Below are records. Copy every line with "React" in it.

* START *

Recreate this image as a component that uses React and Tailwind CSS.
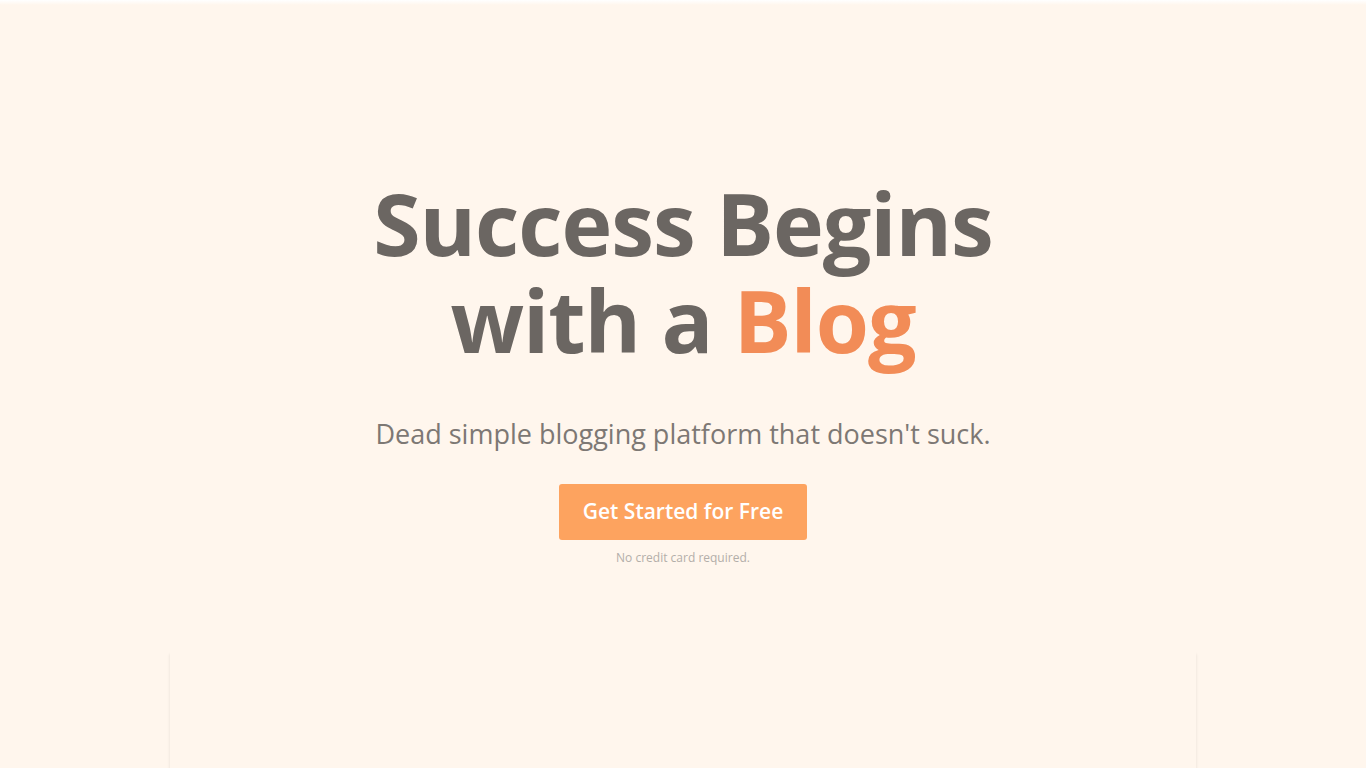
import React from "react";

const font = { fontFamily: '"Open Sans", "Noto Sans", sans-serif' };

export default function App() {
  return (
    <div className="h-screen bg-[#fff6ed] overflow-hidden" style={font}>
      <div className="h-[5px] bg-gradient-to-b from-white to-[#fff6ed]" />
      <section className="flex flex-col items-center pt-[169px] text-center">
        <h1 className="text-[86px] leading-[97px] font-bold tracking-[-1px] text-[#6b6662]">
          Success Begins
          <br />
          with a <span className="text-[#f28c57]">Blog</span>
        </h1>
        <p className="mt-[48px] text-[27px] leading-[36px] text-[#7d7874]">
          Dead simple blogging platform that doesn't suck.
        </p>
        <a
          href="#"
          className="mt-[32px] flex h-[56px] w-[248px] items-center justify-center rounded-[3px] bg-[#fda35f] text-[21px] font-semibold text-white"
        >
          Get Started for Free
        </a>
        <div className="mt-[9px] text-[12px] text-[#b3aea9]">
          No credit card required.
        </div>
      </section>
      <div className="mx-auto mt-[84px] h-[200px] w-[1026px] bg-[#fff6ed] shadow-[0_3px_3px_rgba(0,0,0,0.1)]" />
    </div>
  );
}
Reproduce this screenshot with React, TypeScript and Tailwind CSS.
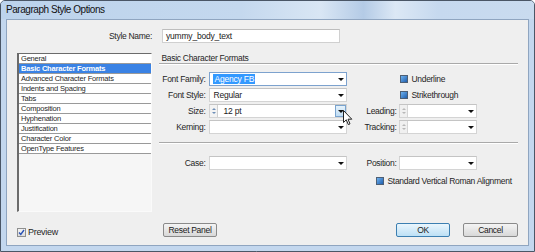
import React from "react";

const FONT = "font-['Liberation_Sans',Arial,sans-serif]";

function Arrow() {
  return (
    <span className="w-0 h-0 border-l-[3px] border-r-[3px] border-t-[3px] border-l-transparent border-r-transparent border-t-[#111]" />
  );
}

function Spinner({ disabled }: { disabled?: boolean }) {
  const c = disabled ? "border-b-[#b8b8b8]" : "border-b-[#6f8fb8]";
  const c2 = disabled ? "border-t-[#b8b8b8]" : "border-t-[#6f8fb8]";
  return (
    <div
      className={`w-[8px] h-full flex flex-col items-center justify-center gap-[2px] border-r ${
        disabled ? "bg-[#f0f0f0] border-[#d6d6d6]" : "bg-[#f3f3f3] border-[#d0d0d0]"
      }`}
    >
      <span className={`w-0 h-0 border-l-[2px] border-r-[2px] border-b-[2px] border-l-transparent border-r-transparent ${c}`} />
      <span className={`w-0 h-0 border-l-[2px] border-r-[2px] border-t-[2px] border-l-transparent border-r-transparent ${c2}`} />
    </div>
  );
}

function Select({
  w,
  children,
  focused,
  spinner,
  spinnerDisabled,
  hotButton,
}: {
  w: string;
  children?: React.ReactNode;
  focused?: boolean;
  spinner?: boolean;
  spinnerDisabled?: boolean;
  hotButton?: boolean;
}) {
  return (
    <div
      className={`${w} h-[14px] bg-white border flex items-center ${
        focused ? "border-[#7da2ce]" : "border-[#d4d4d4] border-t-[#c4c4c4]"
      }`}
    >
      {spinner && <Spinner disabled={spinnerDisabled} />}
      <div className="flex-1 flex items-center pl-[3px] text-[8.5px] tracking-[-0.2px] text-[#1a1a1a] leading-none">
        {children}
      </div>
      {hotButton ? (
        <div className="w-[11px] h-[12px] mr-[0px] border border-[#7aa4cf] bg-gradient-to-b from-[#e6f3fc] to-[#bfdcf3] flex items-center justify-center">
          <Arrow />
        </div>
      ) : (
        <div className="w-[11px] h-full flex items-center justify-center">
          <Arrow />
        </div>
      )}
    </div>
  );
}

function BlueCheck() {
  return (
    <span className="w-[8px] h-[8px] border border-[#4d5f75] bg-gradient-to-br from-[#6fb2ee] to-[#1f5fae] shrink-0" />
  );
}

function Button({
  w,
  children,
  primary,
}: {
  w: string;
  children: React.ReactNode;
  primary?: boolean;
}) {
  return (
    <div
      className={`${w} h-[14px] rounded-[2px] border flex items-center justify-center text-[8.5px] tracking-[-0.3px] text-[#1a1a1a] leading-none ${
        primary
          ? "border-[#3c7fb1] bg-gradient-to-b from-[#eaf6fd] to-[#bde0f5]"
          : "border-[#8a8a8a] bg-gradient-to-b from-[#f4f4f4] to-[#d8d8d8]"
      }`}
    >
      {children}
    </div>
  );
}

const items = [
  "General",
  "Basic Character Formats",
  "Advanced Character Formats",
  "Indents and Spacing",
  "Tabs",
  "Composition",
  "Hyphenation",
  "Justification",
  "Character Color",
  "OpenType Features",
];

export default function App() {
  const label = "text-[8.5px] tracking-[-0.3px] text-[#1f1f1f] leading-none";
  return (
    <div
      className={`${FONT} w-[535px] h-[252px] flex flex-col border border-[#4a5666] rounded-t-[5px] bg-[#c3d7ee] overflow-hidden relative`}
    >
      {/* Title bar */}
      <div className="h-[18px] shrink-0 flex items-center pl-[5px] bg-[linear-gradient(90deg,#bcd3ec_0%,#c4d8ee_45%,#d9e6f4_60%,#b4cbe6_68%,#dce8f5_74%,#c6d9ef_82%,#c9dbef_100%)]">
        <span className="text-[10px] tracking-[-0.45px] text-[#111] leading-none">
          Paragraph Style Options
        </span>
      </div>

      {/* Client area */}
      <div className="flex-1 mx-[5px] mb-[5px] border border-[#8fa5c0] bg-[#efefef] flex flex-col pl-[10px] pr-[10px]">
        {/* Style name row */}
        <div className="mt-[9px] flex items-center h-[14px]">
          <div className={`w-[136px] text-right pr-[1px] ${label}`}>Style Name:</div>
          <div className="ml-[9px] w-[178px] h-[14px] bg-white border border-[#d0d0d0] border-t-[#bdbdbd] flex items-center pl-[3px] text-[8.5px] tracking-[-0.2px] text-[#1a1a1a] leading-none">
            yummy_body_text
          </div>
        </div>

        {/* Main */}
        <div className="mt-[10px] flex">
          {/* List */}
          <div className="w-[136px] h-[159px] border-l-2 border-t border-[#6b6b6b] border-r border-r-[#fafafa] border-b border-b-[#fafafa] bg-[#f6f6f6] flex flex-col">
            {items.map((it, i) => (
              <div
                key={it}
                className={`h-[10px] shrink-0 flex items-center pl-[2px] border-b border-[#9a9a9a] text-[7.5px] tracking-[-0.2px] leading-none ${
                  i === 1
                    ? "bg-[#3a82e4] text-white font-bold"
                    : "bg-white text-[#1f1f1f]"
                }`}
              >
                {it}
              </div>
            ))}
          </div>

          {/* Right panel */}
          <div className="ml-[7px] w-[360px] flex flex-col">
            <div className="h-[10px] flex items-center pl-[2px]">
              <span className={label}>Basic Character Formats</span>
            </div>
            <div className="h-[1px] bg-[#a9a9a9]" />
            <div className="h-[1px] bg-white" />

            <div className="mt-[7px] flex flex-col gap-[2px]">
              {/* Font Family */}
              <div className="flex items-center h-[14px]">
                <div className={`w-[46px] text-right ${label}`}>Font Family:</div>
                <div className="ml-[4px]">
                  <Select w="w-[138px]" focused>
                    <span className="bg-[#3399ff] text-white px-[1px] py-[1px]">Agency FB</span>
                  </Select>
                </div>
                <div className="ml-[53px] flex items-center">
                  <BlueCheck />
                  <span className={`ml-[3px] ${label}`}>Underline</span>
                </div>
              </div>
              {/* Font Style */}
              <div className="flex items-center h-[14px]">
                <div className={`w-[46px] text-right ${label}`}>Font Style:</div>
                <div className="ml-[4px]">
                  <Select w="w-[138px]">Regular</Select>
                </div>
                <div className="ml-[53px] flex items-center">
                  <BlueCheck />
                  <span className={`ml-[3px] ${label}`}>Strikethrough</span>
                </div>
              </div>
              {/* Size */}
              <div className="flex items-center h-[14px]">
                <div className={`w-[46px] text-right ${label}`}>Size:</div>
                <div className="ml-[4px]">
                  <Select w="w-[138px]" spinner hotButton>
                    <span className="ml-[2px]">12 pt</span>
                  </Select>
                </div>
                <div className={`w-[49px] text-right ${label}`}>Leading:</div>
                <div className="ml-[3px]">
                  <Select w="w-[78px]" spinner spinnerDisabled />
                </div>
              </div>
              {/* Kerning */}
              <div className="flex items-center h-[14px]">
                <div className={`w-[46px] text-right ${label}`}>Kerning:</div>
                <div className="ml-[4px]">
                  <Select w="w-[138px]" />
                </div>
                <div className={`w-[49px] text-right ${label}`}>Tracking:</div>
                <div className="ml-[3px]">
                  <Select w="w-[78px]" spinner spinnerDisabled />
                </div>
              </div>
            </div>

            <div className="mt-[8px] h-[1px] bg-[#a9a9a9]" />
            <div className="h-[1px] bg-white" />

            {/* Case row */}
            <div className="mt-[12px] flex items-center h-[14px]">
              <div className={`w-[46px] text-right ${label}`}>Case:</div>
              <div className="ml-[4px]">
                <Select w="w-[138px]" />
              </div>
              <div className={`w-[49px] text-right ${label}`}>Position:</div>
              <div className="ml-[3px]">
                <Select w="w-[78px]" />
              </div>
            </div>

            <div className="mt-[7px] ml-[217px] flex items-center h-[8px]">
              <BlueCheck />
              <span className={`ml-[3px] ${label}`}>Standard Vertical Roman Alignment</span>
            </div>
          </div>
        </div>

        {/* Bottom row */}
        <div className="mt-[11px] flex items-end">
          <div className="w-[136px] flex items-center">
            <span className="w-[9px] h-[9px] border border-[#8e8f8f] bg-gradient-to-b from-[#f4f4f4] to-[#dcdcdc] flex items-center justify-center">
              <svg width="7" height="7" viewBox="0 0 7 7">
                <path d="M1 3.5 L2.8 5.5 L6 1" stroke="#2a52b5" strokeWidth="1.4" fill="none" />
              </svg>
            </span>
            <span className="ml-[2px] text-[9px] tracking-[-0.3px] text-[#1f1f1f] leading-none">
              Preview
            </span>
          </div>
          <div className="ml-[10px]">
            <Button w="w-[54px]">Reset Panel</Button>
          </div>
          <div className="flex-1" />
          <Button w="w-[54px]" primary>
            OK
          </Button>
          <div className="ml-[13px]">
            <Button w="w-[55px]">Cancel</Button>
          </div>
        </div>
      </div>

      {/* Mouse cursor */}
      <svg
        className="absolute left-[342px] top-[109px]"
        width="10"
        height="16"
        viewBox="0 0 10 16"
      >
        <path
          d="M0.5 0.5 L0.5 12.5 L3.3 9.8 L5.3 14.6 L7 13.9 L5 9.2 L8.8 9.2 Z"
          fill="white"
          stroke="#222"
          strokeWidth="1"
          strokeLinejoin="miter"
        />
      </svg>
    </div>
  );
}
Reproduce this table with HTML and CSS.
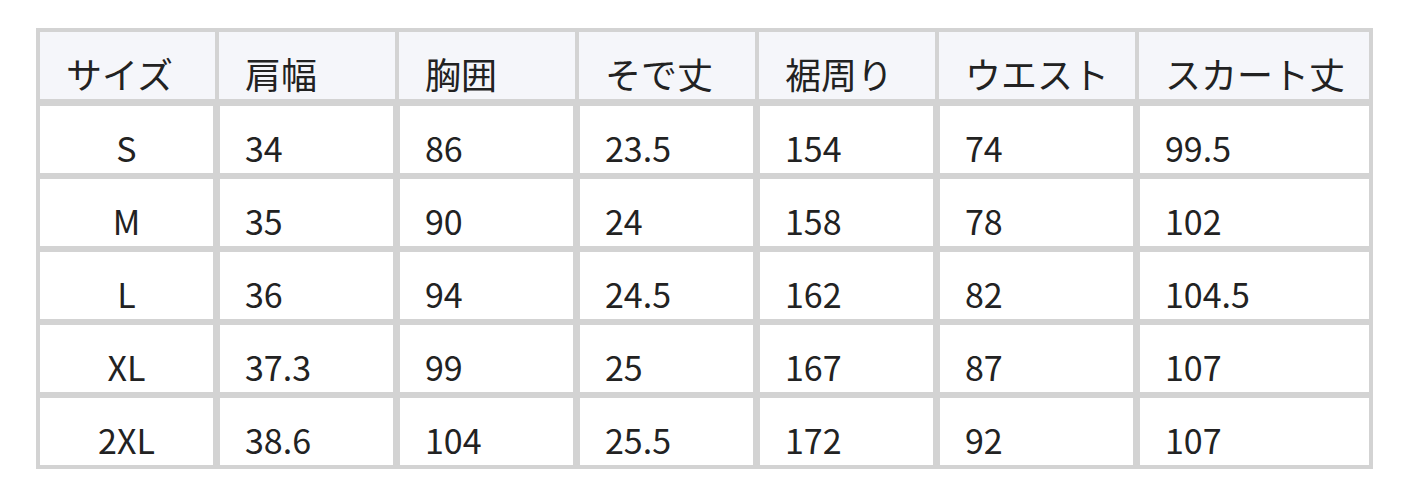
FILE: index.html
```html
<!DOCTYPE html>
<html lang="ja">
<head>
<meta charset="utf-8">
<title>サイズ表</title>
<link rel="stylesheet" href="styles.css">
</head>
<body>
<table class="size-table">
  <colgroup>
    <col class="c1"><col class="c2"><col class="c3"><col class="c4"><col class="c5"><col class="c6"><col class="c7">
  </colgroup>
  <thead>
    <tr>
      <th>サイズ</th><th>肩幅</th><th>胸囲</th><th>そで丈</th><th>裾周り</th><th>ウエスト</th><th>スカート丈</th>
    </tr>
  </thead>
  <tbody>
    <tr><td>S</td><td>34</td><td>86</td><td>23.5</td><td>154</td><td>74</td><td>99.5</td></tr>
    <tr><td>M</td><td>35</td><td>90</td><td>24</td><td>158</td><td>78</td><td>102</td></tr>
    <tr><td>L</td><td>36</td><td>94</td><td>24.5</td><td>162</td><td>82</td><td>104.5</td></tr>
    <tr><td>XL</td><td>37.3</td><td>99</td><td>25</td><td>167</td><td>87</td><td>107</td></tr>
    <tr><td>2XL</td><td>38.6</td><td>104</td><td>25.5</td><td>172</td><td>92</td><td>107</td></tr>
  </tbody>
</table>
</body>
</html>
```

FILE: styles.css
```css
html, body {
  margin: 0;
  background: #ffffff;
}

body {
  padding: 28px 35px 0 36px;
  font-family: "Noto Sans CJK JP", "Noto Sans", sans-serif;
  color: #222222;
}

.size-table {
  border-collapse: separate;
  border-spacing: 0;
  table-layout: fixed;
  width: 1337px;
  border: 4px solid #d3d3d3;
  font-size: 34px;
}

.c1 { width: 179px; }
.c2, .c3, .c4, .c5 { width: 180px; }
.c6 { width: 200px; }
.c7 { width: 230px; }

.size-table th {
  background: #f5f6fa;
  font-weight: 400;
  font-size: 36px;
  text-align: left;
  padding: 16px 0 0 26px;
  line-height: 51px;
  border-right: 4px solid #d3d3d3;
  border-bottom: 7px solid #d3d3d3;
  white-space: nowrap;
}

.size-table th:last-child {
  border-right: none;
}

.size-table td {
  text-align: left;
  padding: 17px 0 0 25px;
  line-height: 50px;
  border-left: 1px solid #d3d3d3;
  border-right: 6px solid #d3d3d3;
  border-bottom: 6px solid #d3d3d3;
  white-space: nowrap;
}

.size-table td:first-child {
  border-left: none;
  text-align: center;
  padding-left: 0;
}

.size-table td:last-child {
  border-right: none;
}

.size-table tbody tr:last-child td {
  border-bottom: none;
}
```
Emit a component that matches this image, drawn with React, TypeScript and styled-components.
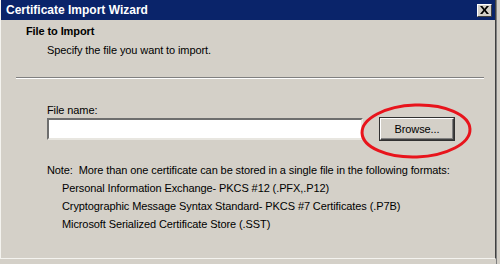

* END *

▸ **FINAL RESULT**:
Recreate this image as a component that uses React and Tailwind CSS.
import React from "react";
Reproduce this screenshot with React, TypeScript and Tailwind CSS.
import React from "react";
  children?: React.ReactNode;
  children: React.ReactNode;
Emit a component that matches this image, drawn with React, TypeScript and styled-components.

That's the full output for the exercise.